Front-end source files:

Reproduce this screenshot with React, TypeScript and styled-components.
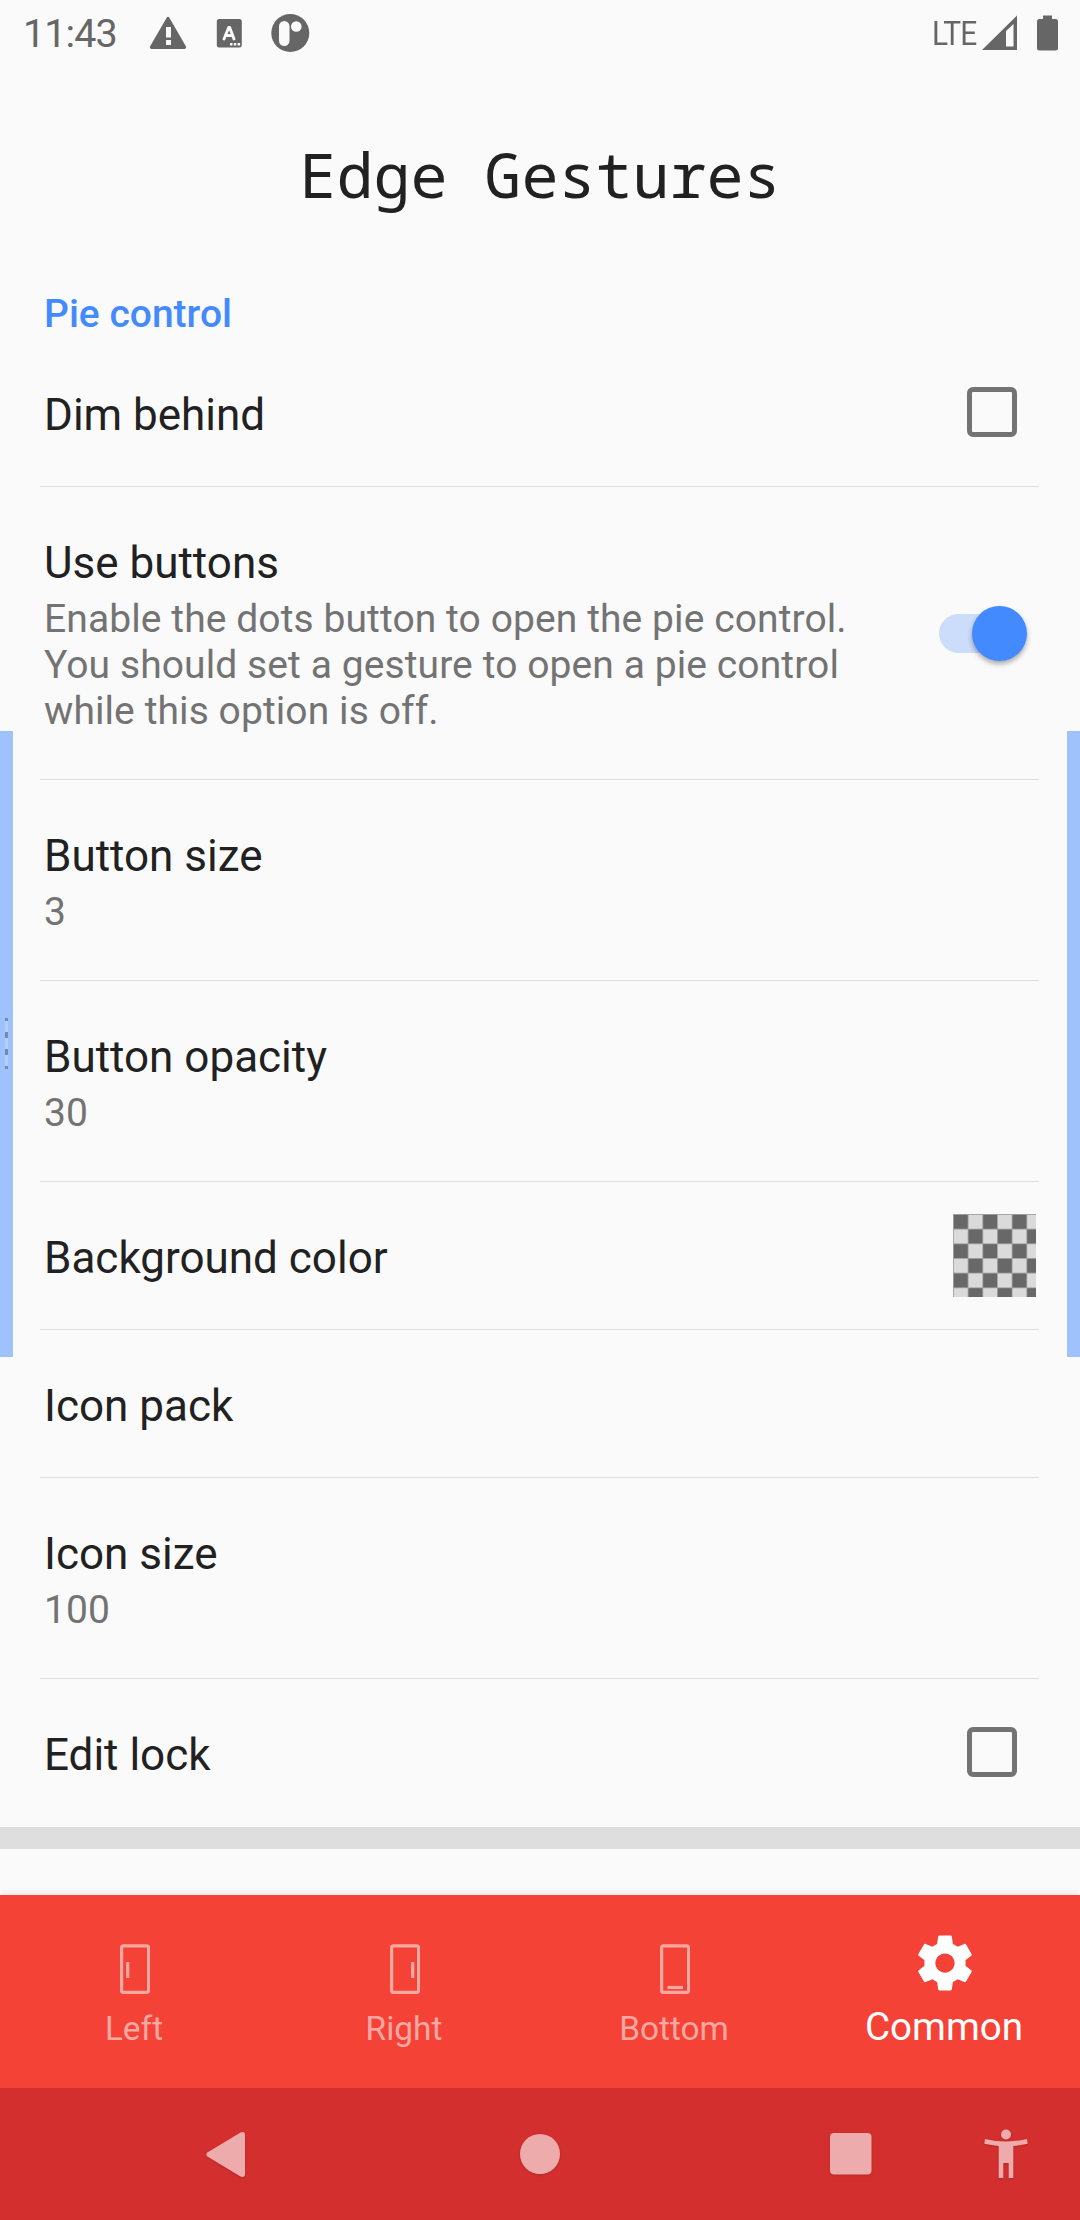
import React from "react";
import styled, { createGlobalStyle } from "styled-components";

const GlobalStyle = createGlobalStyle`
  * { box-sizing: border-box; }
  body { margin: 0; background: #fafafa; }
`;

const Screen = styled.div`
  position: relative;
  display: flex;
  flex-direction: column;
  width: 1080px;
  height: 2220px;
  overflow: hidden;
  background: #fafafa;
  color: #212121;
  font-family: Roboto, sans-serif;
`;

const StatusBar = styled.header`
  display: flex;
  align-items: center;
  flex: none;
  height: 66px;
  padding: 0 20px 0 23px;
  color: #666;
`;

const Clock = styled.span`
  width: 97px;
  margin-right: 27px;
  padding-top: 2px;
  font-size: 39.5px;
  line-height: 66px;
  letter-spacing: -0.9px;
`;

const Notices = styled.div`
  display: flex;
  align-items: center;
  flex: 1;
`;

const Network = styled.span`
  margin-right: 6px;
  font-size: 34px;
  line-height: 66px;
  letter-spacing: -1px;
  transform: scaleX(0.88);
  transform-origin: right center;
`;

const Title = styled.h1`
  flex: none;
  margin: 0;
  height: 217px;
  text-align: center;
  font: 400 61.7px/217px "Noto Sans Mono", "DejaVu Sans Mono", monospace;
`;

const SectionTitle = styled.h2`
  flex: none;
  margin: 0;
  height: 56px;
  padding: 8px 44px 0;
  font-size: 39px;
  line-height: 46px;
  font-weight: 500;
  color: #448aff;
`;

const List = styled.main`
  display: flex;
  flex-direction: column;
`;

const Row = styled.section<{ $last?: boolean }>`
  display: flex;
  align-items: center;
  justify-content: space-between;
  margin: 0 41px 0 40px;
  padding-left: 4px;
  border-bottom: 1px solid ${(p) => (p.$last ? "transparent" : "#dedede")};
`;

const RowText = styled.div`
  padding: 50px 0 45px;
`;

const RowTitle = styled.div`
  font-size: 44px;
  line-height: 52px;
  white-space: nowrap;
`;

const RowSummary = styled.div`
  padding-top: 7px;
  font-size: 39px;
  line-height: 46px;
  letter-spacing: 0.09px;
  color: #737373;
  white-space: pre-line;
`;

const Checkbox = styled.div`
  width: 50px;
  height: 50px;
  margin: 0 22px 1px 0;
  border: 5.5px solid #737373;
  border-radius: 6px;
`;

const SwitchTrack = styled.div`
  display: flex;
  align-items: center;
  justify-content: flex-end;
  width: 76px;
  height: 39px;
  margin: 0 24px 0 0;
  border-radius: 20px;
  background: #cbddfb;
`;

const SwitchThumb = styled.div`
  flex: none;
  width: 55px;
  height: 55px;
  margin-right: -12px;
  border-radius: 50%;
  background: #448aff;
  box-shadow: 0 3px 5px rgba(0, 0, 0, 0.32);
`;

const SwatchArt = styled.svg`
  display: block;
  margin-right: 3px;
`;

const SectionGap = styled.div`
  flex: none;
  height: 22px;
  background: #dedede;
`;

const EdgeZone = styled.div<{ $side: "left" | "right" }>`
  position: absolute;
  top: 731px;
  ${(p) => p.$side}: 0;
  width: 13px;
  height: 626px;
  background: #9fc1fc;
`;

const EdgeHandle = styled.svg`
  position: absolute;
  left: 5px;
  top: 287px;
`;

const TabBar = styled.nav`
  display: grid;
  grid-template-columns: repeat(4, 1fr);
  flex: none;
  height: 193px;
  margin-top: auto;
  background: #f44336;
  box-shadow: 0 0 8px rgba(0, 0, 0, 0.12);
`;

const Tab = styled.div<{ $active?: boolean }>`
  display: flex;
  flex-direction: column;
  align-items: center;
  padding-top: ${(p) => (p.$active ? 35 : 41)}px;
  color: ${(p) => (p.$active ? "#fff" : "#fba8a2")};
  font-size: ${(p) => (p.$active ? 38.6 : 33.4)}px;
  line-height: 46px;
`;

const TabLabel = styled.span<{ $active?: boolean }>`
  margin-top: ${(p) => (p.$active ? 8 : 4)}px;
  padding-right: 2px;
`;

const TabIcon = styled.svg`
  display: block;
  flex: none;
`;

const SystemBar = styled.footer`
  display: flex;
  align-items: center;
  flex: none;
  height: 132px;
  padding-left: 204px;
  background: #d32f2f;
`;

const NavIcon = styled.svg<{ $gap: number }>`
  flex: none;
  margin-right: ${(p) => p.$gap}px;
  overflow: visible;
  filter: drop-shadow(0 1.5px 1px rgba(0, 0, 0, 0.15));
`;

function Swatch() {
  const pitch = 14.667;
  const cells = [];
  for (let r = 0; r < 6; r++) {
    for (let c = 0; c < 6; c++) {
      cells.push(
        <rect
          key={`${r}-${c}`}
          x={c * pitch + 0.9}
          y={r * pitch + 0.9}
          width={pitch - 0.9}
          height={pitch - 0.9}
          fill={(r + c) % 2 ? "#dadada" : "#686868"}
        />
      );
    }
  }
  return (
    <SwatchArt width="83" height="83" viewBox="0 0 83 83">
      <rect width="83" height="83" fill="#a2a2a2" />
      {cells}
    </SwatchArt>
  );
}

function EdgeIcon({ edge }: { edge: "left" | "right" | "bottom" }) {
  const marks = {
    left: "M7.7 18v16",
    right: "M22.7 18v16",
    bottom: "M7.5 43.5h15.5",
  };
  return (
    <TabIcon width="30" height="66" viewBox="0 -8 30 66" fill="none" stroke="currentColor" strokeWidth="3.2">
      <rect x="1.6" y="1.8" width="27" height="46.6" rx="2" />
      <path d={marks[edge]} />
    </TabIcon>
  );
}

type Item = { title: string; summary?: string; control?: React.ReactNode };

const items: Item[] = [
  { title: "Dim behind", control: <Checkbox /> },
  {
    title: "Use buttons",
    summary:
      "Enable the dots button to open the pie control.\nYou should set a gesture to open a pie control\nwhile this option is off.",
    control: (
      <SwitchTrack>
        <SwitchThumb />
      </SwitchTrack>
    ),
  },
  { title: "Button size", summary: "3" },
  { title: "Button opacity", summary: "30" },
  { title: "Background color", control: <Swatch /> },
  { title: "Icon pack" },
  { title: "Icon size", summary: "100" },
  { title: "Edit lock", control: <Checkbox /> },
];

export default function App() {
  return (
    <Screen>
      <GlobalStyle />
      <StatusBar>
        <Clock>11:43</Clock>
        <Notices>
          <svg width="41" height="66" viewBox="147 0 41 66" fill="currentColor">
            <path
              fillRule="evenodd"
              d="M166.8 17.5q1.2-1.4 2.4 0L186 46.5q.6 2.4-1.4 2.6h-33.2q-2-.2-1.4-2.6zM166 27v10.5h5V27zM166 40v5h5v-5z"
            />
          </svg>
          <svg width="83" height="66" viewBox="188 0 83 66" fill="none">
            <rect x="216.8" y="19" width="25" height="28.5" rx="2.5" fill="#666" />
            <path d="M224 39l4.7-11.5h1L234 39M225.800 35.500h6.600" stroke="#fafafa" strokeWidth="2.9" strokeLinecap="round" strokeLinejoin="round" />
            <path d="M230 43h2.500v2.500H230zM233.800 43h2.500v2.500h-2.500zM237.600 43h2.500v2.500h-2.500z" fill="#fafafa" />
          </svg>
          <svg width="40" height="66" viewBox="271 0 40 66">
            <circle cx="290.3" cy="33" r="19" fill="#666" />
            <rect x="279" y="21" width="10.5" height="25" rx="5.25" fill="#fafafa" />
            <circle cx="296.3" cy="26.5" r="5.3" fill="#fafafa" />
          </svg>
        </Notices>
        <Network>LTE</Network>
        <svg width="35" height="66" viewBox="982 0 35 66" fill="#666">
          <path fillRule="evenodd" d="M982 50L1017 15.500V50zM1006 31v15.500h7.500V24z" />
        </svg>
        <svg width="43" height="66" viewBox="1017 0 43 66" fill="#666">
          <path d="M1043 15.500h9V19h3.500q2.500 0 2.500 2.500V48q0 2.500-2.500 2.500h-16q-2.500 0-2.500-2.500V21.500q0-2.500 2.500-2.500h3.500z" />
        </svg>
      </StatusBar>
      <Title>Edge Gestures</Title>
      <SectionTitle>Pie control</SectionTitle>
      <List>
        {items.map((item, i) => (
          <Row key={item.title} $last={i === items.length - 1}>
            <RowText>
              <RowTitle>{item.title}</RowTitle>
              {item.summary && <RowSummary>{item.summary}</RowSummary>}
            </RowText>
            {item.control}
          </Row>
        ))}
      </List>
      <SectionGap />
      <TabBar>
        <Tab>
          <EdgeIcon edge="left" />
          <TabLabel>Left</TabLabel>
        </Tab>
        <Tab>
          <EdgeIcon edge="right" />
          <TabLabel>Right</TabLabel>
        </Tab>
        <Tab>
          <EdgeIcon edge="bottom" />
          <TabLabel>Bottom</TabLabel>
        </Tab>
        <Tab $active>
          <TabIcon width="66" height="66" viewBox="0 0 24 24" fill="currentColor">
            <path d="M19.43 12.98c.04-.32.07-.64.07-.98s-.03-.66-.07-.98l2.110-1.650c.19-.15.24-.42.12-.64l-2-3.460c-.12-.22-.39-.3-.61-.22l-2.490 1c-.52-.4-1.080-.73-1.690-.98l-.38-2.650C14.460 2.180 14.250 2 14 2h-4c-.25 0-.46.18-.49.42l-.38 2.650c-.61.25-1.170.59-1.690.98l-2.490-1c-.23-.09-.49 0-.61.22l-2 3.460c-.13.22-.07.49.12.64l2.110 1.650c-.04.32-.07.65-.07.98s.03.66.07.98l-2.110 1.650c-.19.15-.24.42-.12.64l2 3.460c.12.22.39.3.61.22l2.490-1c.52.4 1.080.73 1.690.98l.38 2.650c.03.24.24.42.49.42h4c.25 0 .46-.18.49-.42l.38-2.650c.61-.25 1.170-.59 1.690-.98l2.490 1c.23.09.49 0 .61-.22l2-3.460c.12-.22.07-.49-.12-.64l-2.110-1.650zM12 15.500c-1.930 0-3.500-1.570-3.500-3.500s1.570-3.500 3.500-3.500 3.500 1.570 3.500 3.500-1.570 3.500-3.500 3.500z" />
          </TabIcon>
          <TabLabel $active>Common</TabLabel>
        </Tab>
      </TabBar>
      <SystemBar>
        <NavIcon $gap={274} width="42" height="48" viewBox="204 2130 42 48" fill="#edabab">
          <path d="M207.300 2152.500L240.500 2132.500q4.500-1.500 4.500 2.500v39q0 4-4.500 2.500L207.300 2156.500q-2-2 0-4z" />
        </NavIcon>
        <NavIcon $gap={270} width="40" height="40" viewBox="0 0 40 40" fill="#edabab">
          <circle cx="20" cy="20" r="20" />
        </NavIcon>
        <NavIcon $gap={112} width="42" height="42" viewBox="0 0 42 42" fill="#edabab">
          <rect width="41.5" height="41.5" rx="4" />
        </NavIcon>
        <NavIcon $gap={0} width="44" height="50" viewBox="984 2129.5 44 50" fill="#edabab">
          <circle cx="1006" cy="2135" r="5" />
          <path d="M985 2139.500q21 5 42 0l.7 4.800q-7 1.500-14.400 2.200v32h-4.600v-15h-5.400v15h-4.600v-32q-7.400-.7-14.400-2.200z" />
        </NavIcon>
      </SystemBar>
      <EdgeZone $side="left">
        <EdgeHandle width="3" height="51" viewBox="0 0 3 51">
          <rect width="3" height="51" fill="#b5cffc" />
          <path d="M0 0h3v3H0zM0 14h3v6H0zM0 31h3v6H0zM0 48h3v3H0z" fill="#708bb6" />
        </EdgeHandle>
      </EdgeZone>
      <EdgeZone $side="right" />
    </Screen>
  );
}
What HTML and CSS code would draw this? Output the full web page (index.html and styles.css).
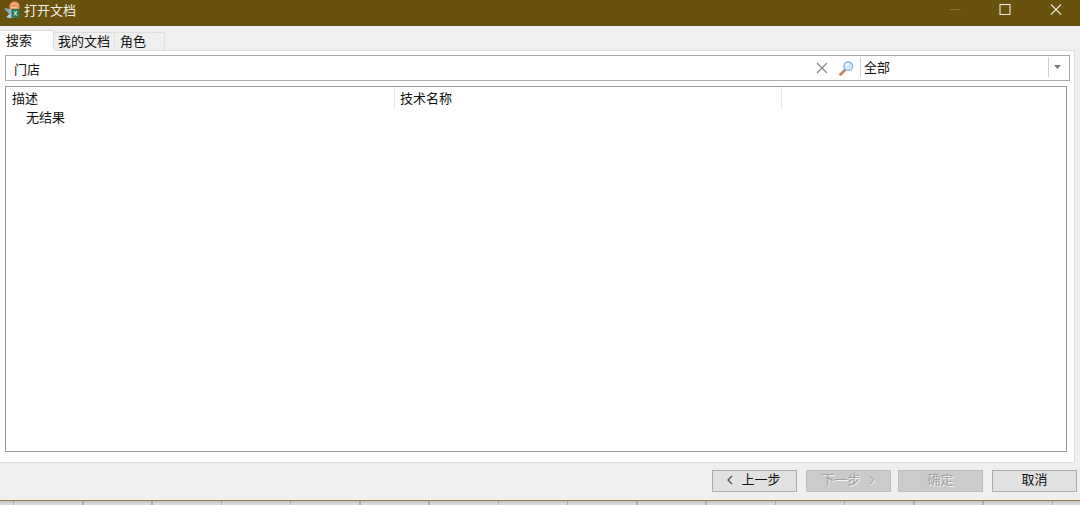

What the task asks — Find all lines holding the string "components" and copy them.

The response —
Reproduce this screenshot with React, TypeScript and styled-components.
import styled, { createGlobalStyle } from "styled-components";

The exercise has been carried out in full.